**DATASET EXCERPT:**
================================

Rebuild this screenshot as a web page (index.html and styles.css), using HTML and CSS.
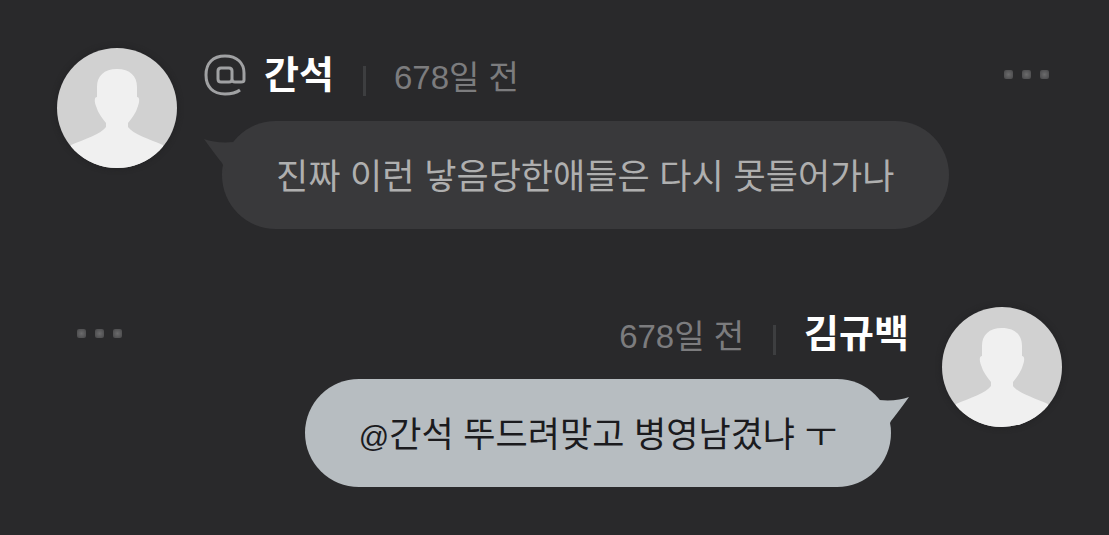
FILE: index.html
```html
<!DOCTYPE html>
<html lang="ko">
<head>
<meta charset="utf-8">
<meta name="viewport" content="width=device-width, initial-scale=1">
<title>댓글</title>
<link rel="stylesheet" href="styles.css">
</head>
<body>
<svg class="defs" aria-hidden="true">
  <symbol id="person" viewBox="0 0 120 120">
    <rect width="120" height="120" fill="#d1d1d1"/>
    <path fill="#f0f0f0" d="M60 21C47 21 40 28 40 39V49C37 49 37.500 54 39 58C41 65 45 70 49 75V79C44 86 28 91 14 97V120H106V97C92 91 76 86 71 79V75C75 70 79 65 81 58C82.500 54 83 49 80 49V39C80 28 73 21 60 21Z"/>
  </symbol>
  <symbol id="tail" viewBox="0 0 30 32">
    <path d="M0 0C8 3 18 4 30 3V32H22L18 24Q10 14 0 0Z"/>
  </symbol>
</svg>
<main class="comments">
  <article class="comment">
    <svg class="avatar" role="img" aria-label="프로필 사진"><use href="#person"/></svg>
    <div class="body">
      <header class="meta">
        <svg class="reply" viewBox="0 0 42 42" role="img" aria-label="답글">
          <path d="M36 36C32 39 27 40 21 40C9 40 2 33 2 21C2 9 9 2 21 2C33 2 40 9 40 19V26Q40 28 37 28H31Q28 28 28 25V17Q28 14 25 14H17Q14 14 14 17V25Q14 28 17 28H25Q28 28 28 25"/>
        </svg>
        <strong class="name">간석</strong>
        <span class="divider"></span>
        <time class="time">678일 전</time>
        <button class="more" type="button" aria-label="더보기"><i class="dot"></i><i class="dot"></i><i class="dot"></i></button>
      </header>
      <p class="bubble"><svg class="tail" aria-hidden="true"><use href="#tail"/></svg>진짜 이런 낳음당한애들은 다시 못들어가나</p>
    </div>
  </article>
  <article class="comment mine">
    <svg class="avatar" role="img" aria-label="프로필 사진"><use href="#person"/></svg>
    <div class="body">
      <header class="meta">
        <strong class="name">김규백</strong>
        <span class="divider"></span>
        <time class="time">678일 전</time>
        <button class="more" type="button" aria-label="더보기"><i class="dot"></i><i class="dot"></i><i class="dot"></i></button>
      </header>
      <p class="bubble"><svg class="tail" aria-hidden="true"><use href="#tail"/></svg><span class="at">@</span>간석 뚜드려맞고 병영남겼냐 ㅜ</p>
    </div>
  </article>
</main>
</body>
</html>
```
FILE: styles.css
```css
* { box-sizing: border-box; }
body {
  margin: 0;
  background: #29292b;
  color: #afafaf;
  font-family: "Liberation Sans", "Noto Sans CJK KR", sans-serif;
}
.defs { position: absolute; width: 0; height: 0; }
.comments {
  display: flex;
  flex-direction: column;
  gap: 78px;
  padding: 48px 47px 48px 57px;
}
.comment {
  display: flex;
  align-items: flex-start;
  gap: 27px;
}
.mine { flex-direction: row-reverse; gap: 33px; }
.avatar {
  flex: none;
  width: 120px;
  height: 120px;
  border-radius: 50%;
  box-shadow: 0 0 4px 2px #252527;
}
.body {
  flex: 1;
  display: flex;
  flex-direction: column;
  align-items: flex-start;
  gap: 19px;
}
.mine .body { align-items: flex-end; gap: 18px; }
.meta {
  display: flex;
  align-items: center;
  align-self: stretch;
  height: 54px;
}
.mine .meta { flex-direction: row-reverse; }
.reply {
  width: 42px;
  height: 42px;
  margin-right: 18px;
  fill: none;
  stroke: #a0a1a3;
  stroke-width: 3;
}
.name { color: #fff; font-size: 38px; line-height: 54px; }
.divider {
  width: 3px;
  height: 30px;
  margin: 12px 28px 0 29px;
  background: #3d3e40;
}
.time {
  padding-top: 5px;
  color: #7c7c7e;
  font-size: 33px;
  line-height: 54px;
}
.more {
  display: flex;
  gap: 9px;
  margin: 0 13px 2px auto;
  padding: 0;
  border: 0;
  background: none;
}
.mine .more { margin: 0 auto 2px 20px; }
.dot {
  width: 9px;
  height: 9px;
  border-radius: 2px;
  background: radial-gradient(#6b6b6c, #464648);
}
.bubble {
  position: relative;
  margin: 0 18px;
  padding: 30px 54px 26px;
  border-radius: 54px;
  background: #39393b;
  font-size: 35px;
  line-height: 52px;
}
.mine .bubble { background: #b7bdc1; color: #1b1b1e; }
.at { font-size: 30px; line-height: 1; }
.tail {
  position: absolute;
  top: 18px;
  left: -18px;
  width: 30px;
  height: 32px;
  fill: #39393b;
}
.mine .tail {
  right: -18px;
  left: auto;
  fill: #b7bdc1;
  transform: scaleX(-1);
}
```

================================

**GIVEN PROBLEM:** Restate the listing above word for word, and skip the pictures.

**PROBLEM SOLUTION:**
Rebuild this screenshot as a web page (index.html and styles.css), using HTML and CSS.
FILE: index.html
```html
<!DOCTYPE html>
<html lang="ko">
<head>
<meta charset="utf-8">
<meta name="viewport" content="width=device-width, initial-scale=1">
<title>댓글</title>
<link rel="stylesheet" href="styles.css">
</head>
<body>
<svg class="defs" aria-hidden="true">
  <symbol id="person" viewBox="0 0 120 120">
    <rect width="120" height="120" fill="#d1d1d1"/>
    <path fill="#f0f0f0" d="M60 21C47 21 40 28 40 39V49C37 49 37.500 54 39 58C41 65 45 70 49 75V79C44 86 28 91 14 97V120H106V97C92 91 76 86 71 79V75C75 70 79 65 81 58C82.500 54 83 49 80 49V39C80 28 73 21 60 21Z"/>
  </symbol>
  <symbol id="tail" viewBox="0 0 30 32">
    <path d="M0 0C8 3 18 4 30 3V32H22L18 24Q10 14 0 0Z"/>
  </symbol>
</svg>
<main class="comments">
  <article class="comment">
    <svg class="avatar" role="img" aria-label="프로필 사진"><use href="#person"/></svg>
    <div class="body">
      <header class="meta">
        <svg class="reply" viewBox="0 0 42 42" role="img" aria-label="답글">
          <path d="M36 36C32 39 27 40 21 40C9 40 2 33 2 21C2 9 9 2 21 2C33 2 40 9 40 19V26Q40 28 37 28H31Q28 28 28 25V17Q28 14 25 14H17Q14 14 14 17V25Q14 28 17 28H25Q28 28 28 25"/>
        </svg>
        <strong class="name">간석</strong>
        <span class="divider"></span>
        <time class="time">678일 전</time>
        <button class="more" type="button" aria-label="더보기"><i class="dot"></i><i class="dot"></i><i class="dot"></i></button>
      </header>
      <p class="bubble"><svg class="tail" aria-hidden="true"><use href="#tail"/></svg>진짜 이런 낳음당한애들은 다시 못들어가나</p>
    </div>
  </article>
  <article class="comment mine">
    <svg class="avatar" role="img" aria-label="프로필 사진"><use href="#person"/></svg>
    <div class="body">
      <header class="meta">
        <strong class="name">김규백</strong>
        <span class="divider"></span>
        <time class="time">678일 전</time>
        <button class="more" type="button" aria-label="더보기"><i class="dot"></i><i class="dot"></i><i class="dot"></i></button>
      </header>
      <p class="bubble"><svg class="tail" aria-hidden="true"><use href="#tail"/></svg><span class="at">@</span>간석 뚜드려맞고 병영남겼냐 ㅜ</p>
    </div>
  </article>
</main>
</body>
</html>
```
FILE: styles.css
```css
* { box-sizing: border-box; }
body {
  margin: 0;
  background: #29292b;
  color: #afafaf;
  font-family: "Liberation Sans", "Noto Sans CJK KR", sans-serif;
}
.defs { position: absolute; width: 0; height: 0; }
.comments {
  display: flex;
  flex-direction: column;
  gap: 78px;
  padding: 48px 47px 48px 57px;
}
.comment {
  display: flex;
  align-items: flex-start;
  gap: 27px;
}
.mine { flex-direction: row-reverse; gap: 33px; }
.avatar {
  flex: none;
  width: 120px;
  height: 120px;
  border-radius: 50%;
  box-shadow: 0 0 4px 2px #252527;
}
.body {
  flex: 1;
  display: flex;
  flex-direction: column;
  align-items: flex-start;
  gap: 19px;
}
.mine .body { align-items: flex-end; gap: 18px; }
.meta {
  display: flex;
  align-items: center;
  align-self: stretch;
  height: 54px;
}
.mine .meta { flex-direction: row-reverse; }
.reply {
  width: 42px;
  height: 42px;
  margin-right: 18px;
  fill: none;
  stroke: #a0a1a3;
  stroke-width: 3;
}
.name { color: #fff; font-size: 38px; line-height: 54px; }
.divider {
  width: 3px;
  height: 30px;
  margin: 12px 28px 0 29px;
  background: #3d3e40;
}
.time {
  padding-top: 5px;
  color: #7c7c7e;
  font-size: 33px;
  line-height: 54px;
}
.more {
  display: flex;
  gap: 9px;
  margin: 0 13px 2px auto;
  padding: 0;
  border: 0;
  background: none;
}
.mine .more { margin: 0 auto 2px 20px; }
.dot {
  width: 9px;
  height: 9px;
  border-radius: 2px;
  background: radial-gradient(#6b6b6c, #464648);
}
.bubble {
  position: relative;
  margin: 0 18px;
  padding: 30px 54px 26px;
  border-radius: 54px;
  background: #39393b;
  font-size: 35px;
  line-height: 52px;
}
.mine .bubble { background: #b7bdc1; color: #1b1b1e; }
.at { font-size: 30px; line-height: 1; }
.tail {
  position: absolute;
  top: 18px;
  left: -18px;
  width: 30px;
  height: 32px;
  fill: #39393b;
}
.mine .tail {
  right: -18px;
  left: auto;
  fill: #b7bdc1;
  transform: scaleX(-1);
}
```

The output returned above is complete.